> **Exercise brief**:
Reproduce the material below line by line, beginning with its first line and ending with the line that contains "min-w-0 border border-[#c3c4c8]"; leave out pictures.

--- start ---

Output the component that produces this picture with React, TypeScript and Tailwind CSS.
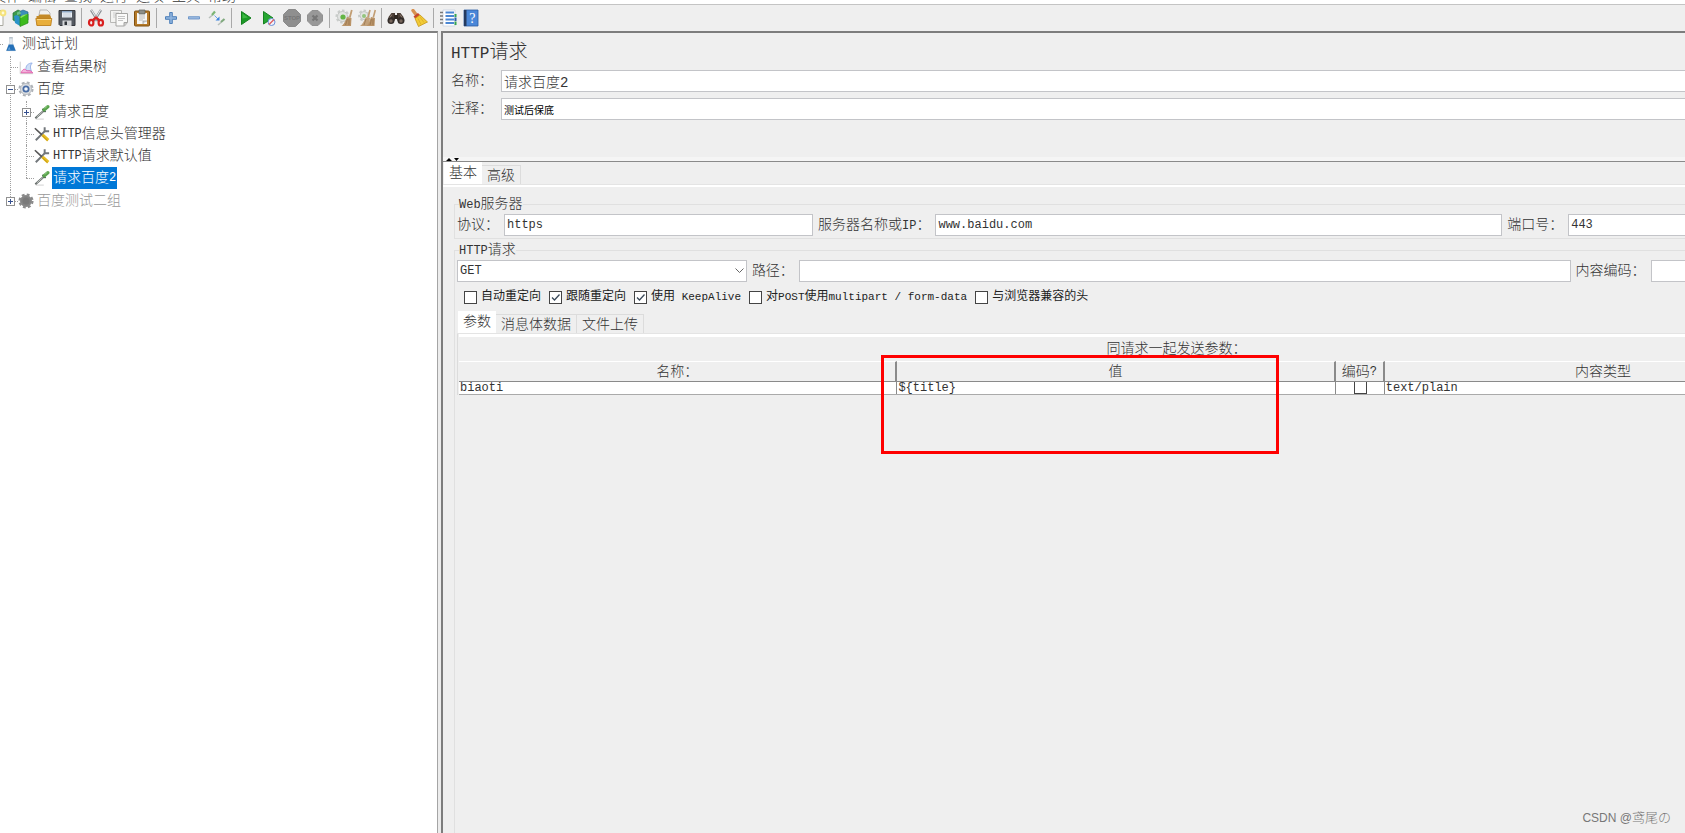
import { ReactNode, useId, useState } from "react";
import clsx from "clsx";

const MENUS = ["文件", "编辑", "查找", "运行", "选项", "工具", "帮助"];

const FIELD =
  "h-[22px] min-w-0 border border-[#c3c4c8] bg-white px-[2px] outline-none focus:border-[#0078d7]";

// Half-width runs are set a little smaller so two of them fill one CJK cell
const MixedText = ({ text, latin = "text-[12px]" }: { text: string; latin?: string }) => (
  <>
    {text.split(/([\x20-\x7e]+)/).map((part, i) =>
      i % 2 ? (
        <span key={i} className={clsx("whitespace-pre", latin)}>
          {part}
        </span>
      ) : (
        part
      )
    )}
  </>
);

const Icon = ({ children, size = 18 }: { children: ReactNode; size?: number }) => (
  <svg width={size} height={size} viewBox="0 0 18 18" fill="none" className="shrink-0" aria-hidden="true">
    {children}
  </svg>
);

const NewIcon = () => (
  <Icon>
    <path d="M3 1.500h11v15H3z" fill="#fdfdfd" stroke="#a9a9a0" />
    <circle cx="14" cy="4" r="3.400" fill="#f5e27a" />
    <circle cx="14" cy="4" r="1.400" fill="#fffbd8" />
  </Icon>
);

const TemplatesIcon = () => (
  <Icon>
    <path d="M1 4l5-3 4 2v8l-5 2-4-2z" fill="#3d9a4a" stroke="#247339" strokeWidth=".7" />
    <path d="M7 3l4-2 5 2v8l-5 1z" fill="#3c8fb8" stroke="#27668c" strokeWidth=".7" />
    <path d="M2 7l3-1 3 2v9l-5-3z" fill="#2a93c8" />
    <path d="M5 3.500l3-1.500 1 3-4 1z" fill="#6cc287" />
    <path d="M8 8l8-3v9l-8 3.500z" fill="#3dbb1c" stroke="#258d17" strokeWidth=".7" />
    <path d="M8 8l3-2 5-1-7 4z" fill="#8be35f" />
  </Icon>
);

const OpenIcon = () => (
  <Icon>
    <path d="M4 6l1-5h7l3 3v5H4z" fill="#f1f1ee" stroke="#aaa" strokeWidth=".8" />
    <path d="M1.500 7h2l1-1.500h10L16 8v8.500H1.500z" fill="#c48a26" />
    <path d="M.8 9.500h16l-1 7H2z" fill="#e8ae3b" stroke="#ba7c1b" strokeWidth=".8" />
    <path d="M2 10.500h14" stroke="#f9d583" />
  </Icon>
);

const SaveIcon = () => (
  <Icon>
    <path d="M1 1.500h16v15H2l-1-1z" fill="#555a62" stroke="#36393f" />
    <path d="M4 2h10v6.500H4z" fill="#e9eef4" />
    <path d="M4 2h10v1.500H4z" fill="#8ba5c2" />
    <path d="M5 5h8M5 7h8" stroke="#b6c2d0" strokeWidth=".8" />
    <path d="M4.500 11.500h9V17h-9z" fill="#d5d7da" />
    <path d="M6.500 12.500H9V16H6.500z" fill="#30343a" />
  </Icon>
);

const CutIcon = () => (
  <Icon>
    <path d="M4 1l7 11M14 1L7 12" stroke="#8c9196" strokeWidth="2.400" />
    <path d="M4.500 1l6 10M13.500 1l-6 10" stroke="#eceeef" strokeWidth="1" />
    <ellipse cx="4.200" cy="13.700" rx="2.200" ry="2.800" stroke="#d92020" strokeWidth="2.200" />
    <ellipse cx="13.800" cy="13.700" rx="2.200" ry="2.800" stroke="#d92020" strokeWidth="2.200" />
    <path d="M5.500 11.500L9 8.500l3.500 3" stroke="#d92020" strokeWidth="2.400" />
  </Icon>
);

const CopyIcon = () => (
  <Icon>
    <path d="M.5 1.500h11v12H.5z" fill="#f3f3f1" stroke="#b8b8b6" />
    <path d="M3 4h6M3 6h3M3 8h2" stroke="#ccc" />
    <path d="M6 4.500h11.500v9l-3 3.500H6z" fill="#fafaf9" stroke="#a5a5a3" />
    <path d="M8 7.500h7M8 9.500h7M8 11.500h5" stroke="#c4c4c4" />
    <path d="M14 17v-3.500h3.500" fill="#ccc" stroke="#a5a5a3" />
  </Icon>
);

const PasteIcon = () => (
  <Icon>
    <rect x="1.500" y="2" width="15" height="15" rx="1" fill="#b57a29" stroke="#80500f" />
    <path d="M4 4h10v11H4z" fill="#f7f7f5" />
    <path d="M6 1h6v4H6z" fill="#8c8e88" stroke="#5c5e59" strokeWidth=".7" />
    <path d="M6 7h6M6 9h6M6 11h4" stroke="#b9b9b9" />
    <path d="M10 15v-3h4" fill="#d8d8d5" stroke="#999" strokeWidth=".7" />
  </Icon>
);

const PlusIcon = () => (
  <Icon>
    <path d="M7.700 3.500h2.600v4.200h4.200v2.600h-4.200v4.200H7.700v-4.200H3.500V7.700h4.200z" fill="#8db3de" stroke="#4f80ba" />
  </Icon>
);

const MinusIcon = () => (
  <Icon>
    <path d="M3.500 7.700h11v2.300h-11z" fill="#9dbce2" stroke="#5f8cc4" strokeWidth=".8" />
  </Icon>
);

const ToggleIcon = () => (
  <Icon>
    <path d="M1 9l3.500-3" stroke="#b9c0bc" strokeWidth="1.600" />
    <path d="M4 6l3-3.500" stroke="#7bb574" strokeWidth="2.200" />
    <path d="M10 16l3.500-3" stroke="#b9c0bc" strokeWidth="1.600" />
    <path d="M13 13l3.500-3" stroke="#7fa97d" strokeWidth="2.200" />
    <path d="M6.500 6.500L10 10" stroke="#6ba5ec" />
    <path d="M11.500 7.500v4h-4z" fill="#3d84e0" />
  </Icon>
);

const PlayIcon = () => (
  <Icon>
    <path d="M4.500 2.500L14 9l-9.500 6.500z" fill="#1b9a26" stroke="#14801e" />
    <path d="M5.500 4.500l5.500 4-5.500 1z" fill="#3eb944" />
  </Icon>
);

const PlayNoTimersIcon = () => (
  <Icon>
    <path d="M3.500 2.500L13 9l-9.500 6z" fill="#27a632" stroke="#178322" />
    <circle cx="11.500" cy="13" r="3.500" fill="#eef2fb" stroke="#6c8fd8" />
    <path d="M9 15.500l5-5" stroke="#e05b5b" strokeWidth="1.200" />
  </Icon>
);

const StopIcon = () => (
  <Icon>
    <path d="M5.500.5h7l5 5v7l-5 5h-7l-5-5v-7z" fill="#8f8f8f" stroke="#8a8a8a" />
    <text x="9" y="11.300" textAnchor="middle" fontSize="6" fontWeight="bold" fontFamily="Liberation Sans, sans-serif" fill="#777">
      STOP
    </text>
  </Icon>
);

const ShutdownIcon = () => (
  <Icon>
    <path d="M6 1.500h6l4.500 4.500v6L12 16.500H6L1.500 12V6z" fill="#989898" stroke="#919191" />
    <path d="M6.500 6.500l5 5m0-5l-5 5" stroke="#767676" strokeWidth="2.200" />
  </Icon>
);

const ClearIcon = () => (
  <Icon>
    <circle cx="7.500" cy="7.500" r="6" stroke="#c9ccca" strokeWidth="2" strokeDasharray="2.500 2" />
    <circle cx="7.500" cy="7.500" r="5" fill="#e2e4e2" stroke="#c3c6c4" />
    <circle cx="8" cy="8" r="2.600" fill="#63b545" />
    <path d="M16.800 1l-2 7.500" stroke="#c29d73" strokeWidth="1.800" />
    <path d="M12 8l4.500 1-.5 8H6.500c2-1 4-5 5.500-9z" fill="#ba9468" />
    <path d="M12.500 10l-2 6m3.500-6v6" stroke="#94714a" strokeWidth=".7" />
  </Icon>
);

const ClearAllIcon = () => (
  <Icon>
    <circle cx="6" cy="6.500" r="5" stroke="#c9ccca" strokeWidth="2" strokeDasharray="2.500 2" />
    <circle cx="6" cy="6.500" r="4" fill="#e2e4e2" stroke="#c3c6c4" />
    <circle cx="6" cy="7" r="2" fill="#93c57e" />
    <path d="M12 1l-2 7.500M17.300 1l-2 7.500" stroke="#c29d73" strokeWidth="1.600" />
    <path d="M8 8l4 1-1 8H2c2-1 4-5 6-9z" fill="#c2a17a" />
    <path d="M13 8l4 1-.5 8H8.500c2-1 3-5 4.500-9z" fill="#ba9468" />
    <path d="M8 10l-2 6m7.500-6l-1.500 6m3-6v6" stroke="#94714a" strokeWidth=".7" />
  </Icon>
);

const SearchIcon = () => (
  <Icon>
    <path d="M4.500 4H8v7.500H1.500V8zM13.500 4H10v7.500h6.500V8z" fill="#4a3d35" />
    <path d="M7 6h4v4H7z" fill="#302822" />
    <circle cx="4" cy="11.500" r="3.500" fill="#332d2a" />
    <circle cx="14" cy="11.500" r="3.500" fill="#332d2a" />
    <circle cx="4" cy="12" r="1.700" fill="#77665c" />
    <circle cx="14" cy="12" r="1.700" fill="#77665c" />
    <path d="M5 5.500L3 8.500m10-3l2 3" stroke="#8d7b70" />
  </Icon>
);

const ResetSearchIcon = () => (
  <Icon>
    <path d="M3 1.500l3 4" stroke="#d79150" strokeWidth="3.400" strokeLinecap="round" />
    <path d="M3.500 7.500L8 4l2 2-4.500 4z" fill="#c9472c" />
    <path d="M5 9.500L10 6l7.500 7-9 4.500z" fill="#f2cb35" stroke="#c59618" strokeWidth=".8" />
    <path d="M8 9.500l3 6m-1-7.500l4 5.500" stroke="#d9ac2a" strokeWidth=".8" />
  </Icon>
);

const FunctionIcon = () => (
  <Icon>
    <path d="M4 1h12v16H4z" fill="#fff" stroke="#c9d2df" strokeWidth=".8" />
    <path d="M6.500 3.500H15M6.500 7H15M6.500 10.500H15M6.500 14H15" stroke="#4a86d3" strokeWidth="1.800" />
    <path d="M1 3.500h3M1 7h3M1 10.500h3M1 14h3" stroke="#777" strokeWidth="1.500" />
    <path d="M16.500 5v3M16.500 12.500v3.500" stroke="#35a353" strokeWidth="2" />
    <path d="M16.500 8.500v3.500" stroke="#2b5fa8" strokeWidth="2" />
  </Icon>
);

const HelpIcon = () => (
  <Icon>
    <path d="M2 1h14v16H2z" fill="#4a87d8" stroke="#2b5da5" strokeWidth=".8" />
    <path d="M2 1h2.500v16H2z" fill="#253a5e" />
    <text x="10.300" y="14" textAnchor="middle" fontSize="14" fontFamily="Liberation Serif, serif" fill="#fff">
      ?
    </text>
  </Icon>
);

const FlaskIcon = () => (
  <Icon size={16}>
    <path d="M7.500 2h3v5.500l3.500 9H4l3.500-9z" fill="#e3ebf2" stroke="#c3ccd4" strokeWidth=".8" />
    <path d="M6.500 9.500h5l2.800 7H3.700z" fill="#2470b8" />
    <path d="M7 12l-1.500 3.500h3z" fill="#63a3da" />
    <path d="M7 2h4" stroke="#a4b0ba" />
  </Icon>
);

const GraphIcon = () => (
  <Icon size={16}>
    <path d="M2.500 3v13.500H17" stroke="#c8c8c8" />
    <path d="M9 13c-1-6 3-8.500 7-8.500-3 3-2 6-1 9z" fill="#cfdff7" stroke="#94afe6" />
    <path d="M3.500 15.500c1.500-4 4-5 5.500-3s5-1 7.500 3z" fill="#f3b3dc" stroke="#e052a5" />
  </Icon>
);

const GearIcon = ({ muted = false }: { muted?: boolean }) => (
  <Icon size={16}>
    <circle cx="9" cy="9" r="7.300" stroke={muted ? "#8c8c8c" : "#adb1b6"} strokeWidth="2.400" strokeDasharray="3.200 2.530" />
    <circle cx="9" cy="9" r="6.200" fill={muted ? "#858585" : "#dcdfe2"} stroke={muted ? "#858585" : "#b3b7bc"} />
    <circle cx="9" cy="9" r="3" fill={muted ? "#7a7a7a" : "#f4f7fb"} stroke={muted ? "#7a7a7a" : "#4a6ea6"} strokeWidth="2" />
  </Icon>
);

const DropperIcon = () => (
  <Icon size={16}>
    <path d="M2 17h9" stroke="#ddd" strokeWidth="1.500" />
    <path d="M1.500 16L11 7.500" stroke="#626866" strokeWidth="2.200" />
    <path d="M3 14.700l7-6.200" stroke="#e6ebe8" strokeWidth=".8" />
    <path d="M9.500 5.500L13 9" stroke="#41544a" strokeWidth="1.800" />
    <path d="M11.500 6.500L15.500 3" stroke="#5aa34d" strokeWidth="3.800" strokeLinecap="round" />
    <path d="M12 5l3-2.500" stroke="#9bd58c" />
  </Icon>
);

const ToolsIcon = () => (
  <Icon size={16}>
    <path d="M2 16L12.500 5.500" stroke="#72777b" strokeWidth="2.200" />
    <path d="M12 1.500v4.500h5" stroke="#72777b" strokeWidth="2.200" />
    <path d="M1 2.500L9 10" stroke="#555" strokeWidth="1.800" />
    <path d="M9.500 10l6.500 6" stroke="#e8bd20" strokeWidth="3.600" />
    <path d="M9 10.500l6 6" stroke="#a77e10" strokeWidth=".7" />
  </Icon>
);

const TOOLBAR = [
  [
    { label: "新建", Glyph: NewIcon },
    { label: "模板", Glyph: TemplatesIcon },
    { label: "打开", Glyph: OpenIcon },
    { label: "保存", Glyph: SaveIcon },
  ],
  [
    { label: "剪切", Glyph: CutIcon },
    { label: "复制", Glyph: CopyIcon },
    { label: "粘贴", Glyph: PasteIcon },
  ],
  [
    { label: "展开", Glyph: PlusIcon },
    { label: "折叠", Glyph: MinusIcon },
    { label: "切换", Glyph: ToggleIcon },
  ],
  [
    { label: "启动", Glyph: PlayIcon },
    { label: "不停顿启动", Glyph: PlayNoTimersIcon },
    { label: "停止", Glyph: StopIcon },
    { label: "关闭", Glyph: ShutdownIcon },
  ],
  [
    { label: "清除", Glyph: ClearIcon },
    { label: "清除全部", Glyph: ClearAllIcon },
  ],
  [
    { label: "搜索", Glyph: SearchIcon },
    { label: "重置搜索", Glyph: ResetSearchIcon },
  ],
  [
    { label: "函数助手", Glyph: FunctionIcon },
    { label: "帮助文档", Glyph: HelpIcon },
  ],
];

const Toolbar = () => (
  <div className="-ml-[14px] flex h-[26px] items-center">
    {TOOLBAR.map((group, i) => (
      <div key={i} className="flex items-center">
        {i > 0 && <span className="mr-[2px] ml-[3px] h-5 w-px bg-[#a9a9a9]" />}
        {group.map(({ label, Glyph }) => (
          <button key={label} type="button" aria-label={label} className="flex w-[23px] justify-center">
            <Glyph />
          </button>
        ))}
      </div>
    ))}
  </div>
);

interface TreeNodeProps {
  icon: ReactNode;
  label: string;
  expanded?: boolean;
  selected?: boolean;
  muted?: boolean;
  children?: ReactNode;
}

const TreeNode = ({ icon, label, expanded, selected, muted, children }: TreeNodeProps) => (
  <li className="relative before:absolute before:inset-y-0 before:left-0 before:border-l before:border-dotted before:border-[#a0a0a0] last:before:bottom-auto last:before:h-[11px]">
    <div className="flex h-[22px] items-center">
      <span className="w-2 border-t border-dotted border-[#a0a0a0]" />
      {expanded !== undefined && (
        <button
          type="button"
          aria-label={expanded ? "折叠" : "展开"}
          className="absolute top-[7px] -left-1 flex size-[9px] items-center justify-center border border-[#919191] bg-white"
        >
          <span className="absolute h-px w-[5px] bg-[#35508f]" />
          {!expanded && <span className="absolute h-[5px] w-px bg-[#35508f]" />}
        </button>
      )}
      {icon}
      <span
        className={clsx(
          "ml-[2px] flex h-[22px] items-center px-px",
          selected && "bg-[#0078d7] text-white",
          muted && "text-[#999]"
        )}
      >
        <MixedText text={label} />
      </span>
    </div>
    {children && <ul className="ml-4 py-px">{children}</ul>}
  </li>
);

const TestTree = () => (
  <aside className="w-[438px] shrink-0 border-t-2 border-r border-t-[#808080] border-r-[#a5a5a5] bg-white">
    <div className="flex h-[22px] items-center">
      <span className="w-[3px] border-t border-dotted border-[#a0a0a0]" />
      <FlaskIcon />
      <span className="ml-[3px]">测试计划</span>
    </div>
    <ul className="ml-[10px] pt-px">
      <TreeNode icon={<GraphIcon />} label="查看结果树" />
      <TreeNode icon={<GearIcon />} label="百度" expanded>
        <TreeNode icon={<DropperIcon />} label="请求百度" expanded={false} />
        <TreeNode icon={<ToolsIcon />} label="HTTP信息头管理器" />
        <TreeNode icon={<ToolsIcon />} label="HTTP请求默认值" />
        <TreeNode icon={<DropperIcon />} label="请求百度2" selected />
      </TreeNode>
      <TreeNode icon={<GearIcon muted />} label="百度测试二组" expanded={false} muted />
    </ul>
  </aside>
);

const Tabs = ({ items }: { items: string[] }) => {
  const [active, setActive] = useState(items[0]);

  return (
    <div role="tablist" className="flex h-[22px] items-end border-b border-[#e4e4e4] pl-px">
      {items.map((item) => (
        <button
          key={item}
          type="button"
          role="tab"
          aria-selected={item === active}
          onClick={() => setActive(item)}
          className={clsx(
            "px-[5px]",
            item === active ? "h-[22px] bg-white" : "h-[19px] border-t border-r border-[#dcdcdc]"
          )}
        >
          {item}
        </button>
      ))}
    </div>
  );
};

const Checkbox = ({ label, checked = false }: { label: string; checked?: boolean }) => (
  <label className="flex items-center gap-1 text-[12px] font-normal whitespace-nowrap text-[#222]">
    <span className="relative size-[13px]">
      <input
        type="checkbox"
        defaultChecked={checked}
        className="peer block size-[13px] appearance-none border border-[#444] bg-white"
      />
      <svg
        viewBox="0 0 13 13"
        className="pointer-events-none absolute inset-0 hidden peer-checked:block"
        fill="none"
        stroke="#3b4a5a"
        strokeWidth="1.300"
      >
        <path d="M3 6.500l2.500 2.500L10.500 3.500" />
      </svg>
    </span>
    <span>
      <MixedText text={label} latin="text-[11px]" />
    </span>
  </label>
);

interface LabeledInputProps {
  label: string;
  value?: string;
  className: string;
}

const LabeledInput = ({ label, value, className }: LabeledInputProps) => {
  const id = useId();

  return (
    <>
      <label htmlFor={id} className="shrink-0">
        <MixedText text={label} />
      </label>
      <input id={id} defaultValue={value} className={clsx(FIELD, "text-[12px]", className)} />
    </>
  );
};

const TH = "h-5 border-t border-r-2 border-b border-t-white border-r-[#8a8a8a] border-b-[#8a8a8a] p-0 font-light";
const TD = "h-3 border-r border-[#8a8a8a] p-0 pl-px align-top";

const ParamsTable = () => (
  <table className="w-full table-fixed border-separate border-spacing-0 border-b border-[#aaa]">
    <colgroup>
      <col />
      <col />
      <col className="w-[49px]" />
      <col />
      <col className="w-[63px]" />
    </colgroup>
    <thead>
      <tr>
        {["名称：", "值", "编码?", "内容类型", "包含等于?"].map((title) => (
          <th key={title} scope="col" className={TH}>
            <span className="flex h-[19px] items-center justify-center overflow-hidden whitespace-nowrap">
              <MixedText text={title} />
            </span>
          </th>
        ))}
      </tr>
    </thead>
    <tbody className="bg-white text-[12px] leading-[12px]">
      <tr>
        <td className={TD}>biaoti</td>
        <td className={TD}>{"${title}"}</td>
        <td className={TD}>
          <div className="flex h-3 items-end justify-center overflow-hidden">
            <input
              type="checkbox"
              aria-label="编码"
              className="size-[13px] shrink-0 appearance-none border border-[#444] bg-white checked:bg-[#3b4a5a]"
            />
          </div>
        </td>
        <td className={TD}>text/plain</td>
        <td className={TD} />
      </tr>
    </tbody>
  </table>
);

const RequestPanel = () => (
  <main className="relative min-w-0 flex-1 overflow-hidden border-t-2 border-l-2 border-[#7d7d7d]">
    {/* The form is wider than the visible pane and runs off its right edge */}
    <div className="flex min-h-full w-[117%] flex-col">
      <section className="px-2 pt-2 pb-[37px]">
        <h1 className="text-[19px] leading-6">
          <MixedText text="HTTP请求" latin="text-[16px]" />
        </h1>
        <div className="mt-1 flex flex-col gap-1.5">
          <div className="flex items-center gap-2">
            <label htmlFor="name" className="shrink-0">
              名称：
            </label>
            <input id="name" defaultValue="请求百度2" className={clsx(FIELD, "flex-1 text-[14px]")} />
          </div>
          <div className="flex items-center gap-2">
            <label htmlFor="comment" className="shrink-0">
              注释：
            </label>
            <input
              id="comment"
              defaultValue="测试后保底"
              className={clsx(FIELD, "flex-1 text-[10px] font-normal text-black")}
            />
          </div>
        </div>
      </section>

      <div className="mb-px flex h-[5px] items-end border-b border-[#8a8a8a] bg-[#f5f5f5] pl-[2px]">
        <svg width="16" height="4" viewBox="0 0 16 4" aria-hidden="true">
          <path d="M1 4l3-3 3 3zM9 1h5l-2.500 3z" fill="#000" />
        </svg>
      </div>

      <Tabs items={["基本", "高级"]} />
      <div className="h-[2px] bg-white" />

      <div className="flex flex-1 flex-col pt-[9px] pr-2 pl-[11px]">
        <fieldset className="min-w-0 border border-[#e0e0e0] pt-px pr-px pb-[2px] pl-[2px]">
          <legend className="ml-[2px] leading-4">
            <MixedText text="Web服务器" />
          </legend>
          <div className="flex items-center gap-[5px]">
            <LabeledInput label="协议：" value="https" className="flex-[307]" />
            <LabeledInput label="服务器名称或IP：" value="www.baidu.com" className="flex-[568]" />
            <LabeledInput label="端口号：" value="443" className="flex-[316]" />
          </div>
        </fieldset>

        <fieldset className="mt-[3px] flex min-w-0 flex-1 flex-col border border-b-0 border-[#e0e0e0] pt-px pr-px pl-[2px]">
          <legend className="ml-[2px] leading-4">
            <MixedText text="HTTP请求" />
          </legend>
          <div className="flex items-center gap-[5px]">
            <div className="relative flex min-w-0 flex-[293]">
              <select
                aria-label="方法"
                defaultValue="GET"
                className={clsx(FIELD, "w-full appearance-none text-[12px]")}
              >
                <option>GET</option>
                <option>POST</option>
                <option>PUT</option>
                <option>DELETE</option>
              </select>
              <svg
                width="9"
                height="6"
                viewBox="0 0 9 6"
                fill="none"
                stroke="#666"
                className="pointer-events-none absolute top-2 right-[3px]"
              >
                <path d="M.5 .5l4 4 4-4" />
              </svg>
            </div>
            <LabeledInput label="路径：" className="flex-[774]" />
            <LabeledInput label="内容编码：" className="flex-[232]" />
          </div>

          <div className="flex h-[30px] items-center gap-2 pl-[7px]">
            <Checkbox label="自动重定向" />
            <Checkbox label="跟随重定向" checked />
            <Checkbox label="使用 KeepAlive" checked />
            <Checkbox label="对POST使用multipart / form-data" />
            <Checkbox label="与浏览器兼容的头" />
          </div>

          <Tabs items={["参数", "消息体数据", "文件上传"]} />
          <div className="flex-1 border-l border-[#dcdcdc] pl-px">
            <div className="h-[3px] bg-white" />
            <p className="h-6 pl-2 text-center leading-6">同请求一起发送参数：</p>
            <div className="relative">
              <ParamsTable />
              <div className="pointer-events-none absolute -top-[6px] left-[422px] h-[99px] w-[398px] border-[3px] border-[#fe0000]" />
            </div>
          </div>
        </fieldset>
      </div>
    </div>

    <span className="absolute right-[14px] bottom-[5px] font-['Liberation_Sans','Noto_Sans_CJK_SC',sans-serif] text-[13px] text-[#777]">
      <MixedText text="CSDN @鸢尾の" />
    </span>
  </main>
);

export default function App() {
  return (
    <div className="flex min-h-screen flex-col overflow-hidden bg-[#efefef] font-['Liberation_Mono','Noto_Sans_CJK_SC',monospace] text-[14px] leading-5 font-light text-[#333]">
      <nav className="-ml-2 flex h-1 items-end gap-2 overflow-hidden bg-white">
        {MENUS.map((menu) => (
          <button key={menu} type="button" className="shrink-0 leading-[14px]">
            {menu}
          </button>
        ))}
      </nav>
      <header className="border-t border-[#c4c4c4]">
        <Toolbar />
      </header>
      <div className="flex flex-1">
        <TestTree />
        <div className="w-[3px] shrink-0 bg-[#ececec]" />
        <RequestPanel />
      </div>
    </div>
  );
}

--- end ---

> **Response**:
Output the component that produces this picture with React, TypeScript and Tailwind CSS.
import { ReactNode, useId, useState } from "react";
import clsx from "clsx";

const MENUS = ["文件", "编辑", "查找", "运行", "选项", "工具", "帮助"];

const FIELD =
  "h-[22px] min-w-0 border border-[#c3c4c8] bg-white px-[2px] outline-none focus:border-[#0078d7]";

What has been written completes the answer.